Let $$f(x,y):=\sum_1^\infty\frac{r^3}{j^2}\,g(x-1/j,y).$$ Then $$f$$ is not differentiable at any of the points $$(1/j,0)$$ (and hence is not differentiable in any neighborhood of $$(0,0)$$), so that $$f$$ does not satisfy Def. 2.

However, by dominated convergence, $$f$$ has both partial derivatives everywhere, and (as $$r\to0$$) $$f'_x(x,y)=\sum_1^\infty\frac{r^3}{j^2}\,g'_x(x-1/j,y)+\sum_1^\infty\frac{3rx}{j^2}\,g(x-1/j,y)\\ =O(r^2)=o(r),$$ $$f'_y(x,y)=\sum_1^\infty\frac{r^3}{j^2}\,g'_y(x-1/j,y)+\sum_1^\infty\frac{3ry}{j^2}\,g(x-1/j,y)\\ =O(r^2)=o(r).$$ So, $$f'_x$$ and $$f'_y$$ are both differentiable at $$(0,0)$$. Thus, $$f$$ satisfies Def. 1.

• Ahaha, this is the same example I was thinking of, but with $x-1/2^j$ :) First I wanted to set these functions in balls of radius $1/2^{j+3}$, extend by 0 out of these sequence of balls, then mollify this function in some kind of Sobolev manner, then multiply by $x^3+y^3$ instead of $r^3$.) But then I quickly realized, that Sobolev mollification gives me a discontinuous function, so I started thinking about the series with $1/j^2$. Guess you were faster.) Thanks, Iosif!! Remark: a typo - $3r^2x$ and $3r^2y$... Jan 27, 2020 at 16:55
• @Alexander : Yes, this kind of reasoning seems a natural one to try. As for the possible typos, I think they are not typos: $(r^3)'_x=3r^2(x/r)=3rx$. (You can also check the dimensions: if $x$ and $y$ are measured in inches, then $r^3$ is measured in inches cubed, and hence $(r^3)'_x$ must be in inches squared. Jan 27, 2020 at 18:50
• Yep, sure, sorry, here come x and y instead of what I wanted to be r .) Jan 27, 2020 at 21:59

Now I got the answer to the second part of my own question: let $$f(x,y)$$ be twice differentiable at $$(0,0)$$ by Definition 1. Then $$f(x,y)=P(x,y)+o(r^2)$$, where $$P(x,y)=f(0,0)+f_x(0,0)x+f_y(0,0)y+\frac{1}{2}f_{xx}(0,0)x^2+f_{xy}(0,0)xy+\frac{1}{2}f_{yy}(0,0)y^2$$.

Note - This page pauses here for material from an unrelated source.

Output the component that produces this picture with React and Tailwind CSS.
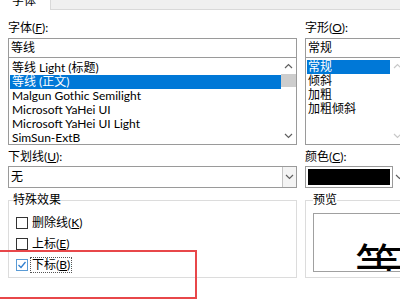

Really, denote $$g(x,y):=f(x,y)-P(x,y)$$. Then $$g(x,y)=[g(x,y)-g(0,y)]+[g(0,y)-g(0,0)]$$. We have $$g(x,y)-g(0,y) = g_x(\xi_1,y)x=[f_x(\xi_1,y)-f_x(0,0)-f_{xx}(0,0)\xi_1-f_{xy}(0,0)y]x=o(\|(\xi_1,y)\|)x=o(r^2),$$ where $$\xi_1=\xi_1(x,y)\in(0,x)$$. Similarly, $$g(0,y)-g(0,0)=g_y(0,\xi_2)=o(\|(0,\xi_2)\|)y=o(r^2).$$ So the classical Taylor theorem assumptions can be weakened in finite-dimensional case!?? Anyone saw this somewhere??